Hands Releasing Too Early or Too Aggressively
The rotation of the forearms and hands through impact is called release. A controlled release is a normal part of the swing. An early or aggressive release flips the face closed before the ball is struck.
This often happens when a golfer tries to hit the ball harder or help the ball into the air. The hands race ahead of the body, the face closes, and the ball hooks.
The correction here is not to stop rotating your hands, but to let body rotation lead the way. If your hips and torso turn through impact before your hands flip, the face has less time to close.
How to Fix a Hook in Golf: Practical Adjustments
Work through these in order. Each one addresses a different root cause, so finding which one makes the biggest difference tells you where your swing is actually breaking down.
| Adjustment | What to Change | What to Look For |
|---|---|---|
| Weaken the grip | Rotate left hand left until two knuckles show | Shots that start straighter, less curve |
| Check ball position | Ball should be inside the left heel with longer clubs | Starting direction improves |
| Slow the arms down | Let hips lead into impact before arms swing | Less flip, more solid contact |
| Widen the stance | A very narrow stance can cause early rotation | More stability through the shot |
| Check your posture | Standing too close promotes inside-out path | More room to swing on neutral path |
For a refresher on setup fundamentals that affect swing path, see golf stance, posture, and ball position for beginners.
On the Range: A Simple Drill Sequence
Start with short clubs. A 7-iron or 8-iron gives you faster feedback without the exaggerated results of a driver.
Hit ten balls with a deliberately weak grip and pay attention to starting direction, not curve. If the ball starts right and holds its line, your old grip was the issue. If the ball still curves left even with the weaker grip, the path or release is the bigger problem.
Next, set two alignment sticks on the ground: one along your target line and one just inside your feet, pointing at the target. Use these to confirm your stance is square. A closed stance (front foot pulled back from the target line) tends to promote the inside-out path that causes hooks.
Finally, make practice swings focusing on the feeling of your hips clearing before your hands do anything. Think of it as turning your belt buckle toward the target before the club arrives at the ball. This is not a trick or a compensation. It is what a neutral swing feels like.
For a full breakdown of how the swing is supposed to work from takeaway to follow-through, see how to swing a golf club: a step-by-step beginner guide.
A Note on Course Safety
Hooks can send the ball onto adjacent fairways or toward other players. When playing on a real course, call "fore left" loudly if a hook looks like it could reach another group, and pause until you know where the ball has gone. Warming up sensibly before a round, especially rotating through the hips, can also reduce the grip-and-flip pattern that produces bad hooks under pressure.

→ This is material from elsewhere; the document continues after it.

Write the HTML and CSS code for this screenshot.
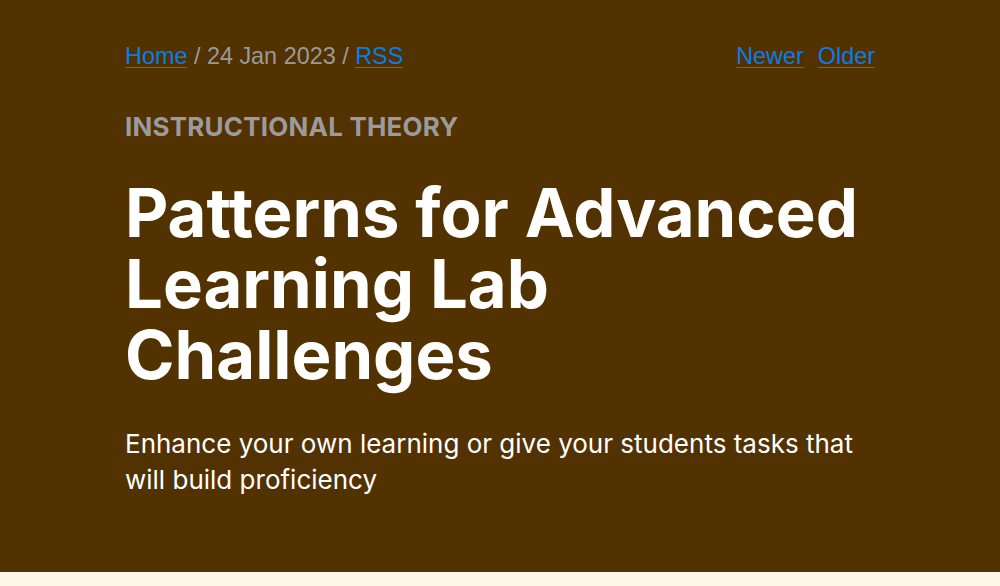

Frequently Asked Questions
Is a hook worse than a slice for a beginner? Neither is better or worse. A slice loses distance because of the spin and often sends the ball well right. A hook can lose distance too, but the curve is sharper and often lower, which makes it harder to predict. Both are fixable with the same attention to grip, path, and face angle.
Why does my hook get worse when I try to hit harder? Swinging harder tends to amplify whatever the hands are doing. If your release is already slightly early, more speed makes it earlier. The face closes more aggressively, and the hook sharpens. Slowing down your arm swing for a few shots often produces straighter results, which then tells you the release is the culprit.
Can the wrong club shaft make a hook worse? A shaft that is too flexible for your swing speed can contribute to the face closing at impact, because the shaft bows forward and rotates the face closed. This is a secondary factor for most beginners, and grip and path issues are worth sorting first. If you have fixed those and still hook consistently, a club fitting is worth considering.
How long does it take to fix a hook? A grip change can produce noticeable results in one or two range sessions. Path and release changes take longer because they require building a new movement pattern. Most golfers see real progress over three to six weeks of consistent practice, with some days where the old pattern returns before the new one fully settles in.
Should I try to fix my hook on the course or only on the range? Focus your fixing on the range. On the course, pick one simple thought, such as "two knuckles" for the grip check or "hips first," and let everything else go. Trying to overhaul the swing mid-round creates more confusion than it solves and makes the round less enjoyable.